Restate the material word for word and leave out anything that is a picture.

----------------------------------------

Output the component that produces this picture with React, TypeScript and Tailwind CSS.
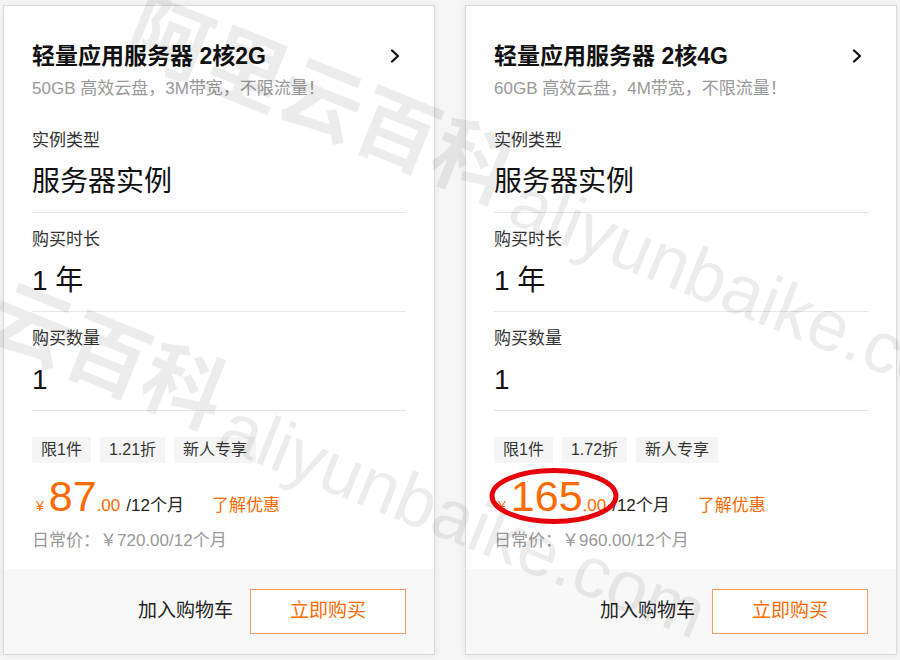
import React from "react";

const FONT = { fontFamily: '"Liberation Sans", "Noto Sans CJK SC", sans-serif' };

type CardProps = {
  title: string;
  sub: string;
  discount: string;
  price: string;
  oldPrice: string;
  circled?: boolean;
};

function Chevron() {
  return (
    <svg width="10" height="14" viewBox="0 0 10 14" className="mr-[6px]">
      <polyline points="2,1.5 8,7 2,12.5" fill="none" stroke="#111" strokeWidth="2.3" strokeLinecap="round" strokeLinejoin="round" />
    </svg>
  );
}

function Card({ title, sub, discount, price, oldPrice, circled }: CardProps) {
  return (
    <div className="relative flex h-[650px] w-[432px] shrink-0 flex-col border border-[#d9d9d9] bg-white shadow-[0_0_8px_rgba(0,0,0,0.07)]">
      <div className="flex flex-col px-[28px] pt-[35px]">
        <div className="flex h-[30px] items-center justify-between">
          <span className="text-[23px] font-semibold leading-[30px] text-[#111]">{title}</span>
          <Chevron />
        </div>
        <div className="mt-[7px] text-[17px] leading-[22px] text-[#999]">{sub}</div>

        <div className="mt-[29px] text-[17px] leading-[24px] text-[#333]">实例类型</div>
        <div className="mt-[11px] text-[28px] leading-[36px] text-[#111]">服务器实例</div>
        <div className="mt-[12px] h-px bg-[#e6e6e6]" />

        <div className="mt-[15px] text-[17px] leading-[24px] text-[#333]">购买时长</div>
        <div className="mt-[11px] text-[28px] leading-[36px] text-[#111]">1 年</div>
        <div className="mt-[12px] h-px bg-[#e6e6e6]" />

        <div className="mt-[15px] text-[17px] leading-[24px] text-[#333]">购买数量</div>
        <div className="mt-[11px] text-[28px] leading-[36px] text-[#111]">1</div>
        <div className="mt-[12px] h-px bg-[#e6e6e6]" />

        <div className="mt-[26px] flex gap-[9px]">
          <span className="flex h-[26px] items-center bg-[#f5f5f5] px-[9px] text-[16px] text-[#333]">限1件</span>
          <span className="flex h-[26px] items-center bg-[#f5f5f5] px-[9px] text-[16px] text-[#333]">{discount}</span>
          <span className="flex h-[26px] items-center bg-[#f5f5f5] px-[9px] text-[16px] text-[#333]">新人专享</span>
        </div>

        <div className="mt-[12px] flex items-baseline">
          <span className="ml-[4px] text-[14px] text-[#ff6a00]">¥</span>
          <span className="ml-[5px] text-[43px] leading-[42px] text-[#ff6a00]">{price}</span>
          <span className="text-[17px] text-[#ff6a00]">.00</span>
          <span className="ml-[6px] text-[17px] leading-[24px] text-[#222]">/12个月</span>
          <span className="ml-[28px] text-[17px] leading-[24px] text-[#ff6a00]">了解优惠</span>
        </div>
        <div className="mt-[10px] text-[17px] leading-[24px] text-[#999]">日常价：￥{oldPrice}/12个月</div>
      </div>

      <div className="mt-auto flex h-[85px] items-center justify-end bg-[#f8f8f8] px-[28px]">
        <span className="mr-[17px] text-[19px] text-[#222]">加入购物车</span>
        <button className="flex h-[45px] w-[156px] items-center justify-center border border-[#ff9a66] bg-white text-[19px] text-[#ff6a00]">
          立即购买
        </button>
      </div>

      {circled && (
        <svg className="pointer-events-none absolute left-[23px] top-[459px] z-20" width="130" height="60" viewBox="0 0 130 60">
          <ellipse cx="65" cy="31" rx="62" ry="25.5" fill="none" stroke="#e8000b" strokeWidth="5" />
        </svg>
      )}
    </div>
  );
}

function Watermark({ left, top }: { left: number; top: number }) {
  return (
    <div
      className="absolute whitespace-nowrap text-black/[0.075]"
      style={{ left, top, transform: "rotate(22deg)", transformOrigin: "0 50%" }}
    >
      <span className="text-[82px] font-bold leading-[80px]" style={{ fontFamily: '"Noto Sans CJK SC", sans-serif' }}>
        阿里云百科
      </span>
      <span className="relative top-[14px] ml-[10px] text-[72px] leading-[80px]" style={{ fontFamily: '"Liberation Sans", sans-serif' }}>
        aliyunbaike.com
      </span>
    </div>
  );
}

export default function App() {
  return (
    <div className="relative h-[660px] w-[900px] overflow-hidden bg-[#f6f6f6]" style={FONT}>
      <div className="flex gap-[30px] pl-[3px] pt-[5px]">
        <Card
          title="轻量应用服务器 2核2G"
          sub="50GB 高效云盘，3M带宽，不限流量！"
          discount="1.21折"
          price="87"
          oldPrice="720.00"
        />
        <Card
          title="轻量应用服务器 2核4G"
          sub="60GB 高效云盘，4M带宽，不限流量！"
          discount="1.72折"
          price="165"
          oldPrice="960.00"
          circled
        />
      </div>
      <div className="pointer-events-none absolute inset-0 z-10 overflow-hidden">
        <Watermark left={132} top={-22} />
        <Watermark left={-158} top={203} />
      </div>
    </div>
  );
}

----------------------------------------

[SOLUTION FOR THIS EXERCISE]
Output the component that produces this picture with React, TypeScript and Tailwind CSS.
import React from "react";

const FONT = { fontFamily: '"Liberation Sans", "Noto Sans CJK SC", sans-serif' };

type CardProps = {
  title: string;
  sub: string;
  discount: string;
  price: string;
  oldPrice: string;
  circled?: boolean;
};

function Chevron() {
  return (
    <svg width="10" height="14" viewBox="0 0 10 14" className="mr-[6px]">
      <polyline points="2,1.5 8,7 2,12.5" fill="none" stroke="#111" strokeWidth="2.3" strokeLinecap="round" strokeLinejoin="round" />
    </svg>
  );
}

function Card({ title, sub, discount, price, oldPrice, circled }: CardProps) {
  return (
    <div className="relative flex h-[650px] w-[432px] shrink-0 flex-col border border-[#d9d9d9] bg-white shadow-[0_0_8px_rgba(0,0,0,0.07)]">
      <div className="flex flex-col px-[28px] pt-[35px]">
        <div className="flex h-[30px] items-center justify-between">
          <span className="text-[23px] font-semibold leading-[30px] text-[#111]">{title}</span>
          <Chevron />
        </div>
        <div className="mt-[7px] text-[17px] leading-[22px] text-[#999]">{sub}</div>

        <div className="mt-[29px] text-[17px] leading-[24px] text-[#333]">实例类型</div>
        <div className="mt-[11px] text-[28px] leading-[36px] text-[#111]">服务器实例</div>
        <div className="mt-[12px] h-px bg-[#e6e6e6]" />

        <div className="mt-[15px] text-[17px] leading-[24px] text-[#333]">购买时长</div>
        <div className="mt-[11px] text-[28px] leading-[36px] text-[#111]">1 年</div>
        <div className="mt-[12px] h-px bg-[#e6e6e6]" />

        <div className="mt-[15px] text-[17px] leading-[24px] text-[#333]">购买数量</div>
        <div className="mt-[11px] text-[28px] leading-[36px] text-[#111]">1</div>
        <div className="mt-[12px] h-px bg-[#e6e6e6]" />

        <div className="mt-[26px] flex gap-[9px]">
          <span className="flex h-[26px] items-center bg-[#f5f5f5] px-[9px] text-[16px] text-[#333]">限1件</span>
          <span className="flex h-[26px] items-center bg-[#f5f5f5] px-[9px] text-[16px] text-[#333]">{discount}</span>
          <span className="flex h-[26px] items-center bg-[#f5f5f5] px-[9px] text-[16px] text-[#333]">新人专享</span>
        </div>

        <div className="mt-[12px] flex items-baseline">
          <span className="ml-[4px] text-[14px] text-[#ff6a00]">¥</span>
          <span className="ml-[5px] text-[43px] leading-[42px] text-[#ff6a00]">{price}</span>
          <span className="text-[17px] text-[#ff6a00]">.00</span>
          <span className="ml-[6px] text-[17px] leading-[24px] text-[#222]">/12个月</span>
          <span className="ml-[28px] text-[17px] leading-[24px] text-[#ff6a00]">了解优惠</span>
        </div>
        <div className="mt-[10px] text-[17px] leading-[24px] text-[#999]">日常价：￥{oldPrice}/12个月</div>
      </div>

      <div className="mt-auto flex h-[85px] items-center justify-end bg-[#f8f8f8] px-[28px]">
        <span className="mr-[17px] text-[19px] text-[#222]">加入购物车</span>
        <button className="flex h-[45px] w-[156px] items-center justify-center border border-[#ff9a66] bg-white text-[19px] text-[#ff6a00]">
          立即购买
        </button>
      </div>

      {circled && (
        <svg className="pointer-events-none absolute left-[23px] top-[459px] z-20" width="130" height="60" viewBox="0 0 130 60">
          <ellipse cx="65" cy="31" rx="62" ry="25.5" fill="none" stroke="#e8000b" strokeWidth="5" />
        </svg>
      )}
    </div>
  );
}

function Watermark({ left, top }: { left: number; top: number }) {
  return (
    <div
      className="absolute whitespace-nowrap text-black/[0.075]"
      style={{ left, top, transform: "rotate(22deg)", transformOrigin: "0 50%" }}
    >
      <span className="text-[82px] font-bold leading-[80px]" style={{ fontFamily: '"Noto Sans CJK SC", sans-serif' }}>
        阿里云百科
      </span>
      <span className="relative top-[14px] ml-[10px] text-[72px] leading-[80px]" style={{ fontFamily: '"Liberation Sans", sans-serif' }}>
        aliyunbaike.com
      </span>
    </div>
  );
}

export default function App() {
  return (
    <div className="relative h-[660px] w-[900px] overflow-hidden bg-[#f6f6f6]" style={FONT}>
      <div className="flex gap-[30px] pl-[3px] pt-[5px]">
        <Card
          title="轻量应用服务器 2核2G"
          sub="50GB 高效云盘，3M带宽，不限流量！"
          discount="1.21折"
          price="87"
          oldPrice="720.00"
        />
        <Card
          title="轻量应用服务器 2核4G"
          sub="60GB 高效云盘，4M带宽，不限流量！"
          discount="1.72折"
          price="165"
          oldPrice="960.00"
          circled
        />
      </div>
      <div className="pointer-events-none absolute inset-0 z-10 overflow-hidden">
        <Watermark left={132} top={-22} />
        <Watermark left={-158} top={203} />
      </div>
    </div>
  );
}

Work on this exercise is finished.